Founder, Mask-maker & Workshop Facilitator—Making Faces Theatre

Which subject did you want to study when you applied to Cambridge NatSci?
At school I was interested in physical geography, maths, and physics, but I didn't know what to specialise in for a degree. I looked at degree options in geology, geophysics, and physics at other universities, but then I discovered NatSci—perfect with its broad starting base.

What made you choose 1A Earth Sciences?
I loved physical geography at school and have a passion for the outdoors and expeditions, so the fieldwork aspect to the course was a real highlight.

What made you stay?
Several reasons: it could have been Dan MacKenzie and the Chelsea buns that he brought to our first double lecture on geophysics, or our hilarious escapades on the Arran fieldtrip (or any other fieldtrip for that matter), or looking around during the first year practical exam to see a room full of people licking rocks to test for halite!

But the biggest thing that made me stay was a fascination in learning about the natural world—taught by researchers that are deeply committed to making new discoveries, in an environment that encourages students to challenge ideas, and supported by a great community in the department.

How has doing Earth Sciences shaped your career?
I've not gone into a classic Earth science career. I loved mapping, fieldwork, and the detective work to unfold the story beneath our feet or the inter-relationships of the natural world. That passion has never faded.

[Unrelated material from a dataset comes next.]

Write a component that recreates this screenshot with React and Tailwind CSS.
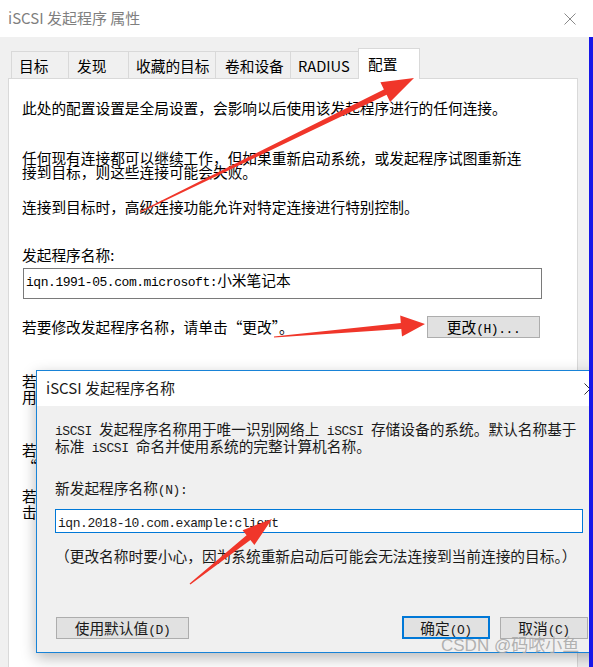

After graduating, I continued learning in other disciplines: health, human anatomy, movement, theatre and the arts. For me, they are all related as a study of human nature, how we have evolved, and how we relate to the natural world.

I now bring these disciplines together to develop new STEAM ways of learning science, in particular aspects of evolution. Earth science is a key thread in my career. I look forward to continuing to explore this field through a new lens, broadening our approach to learning about the natural world.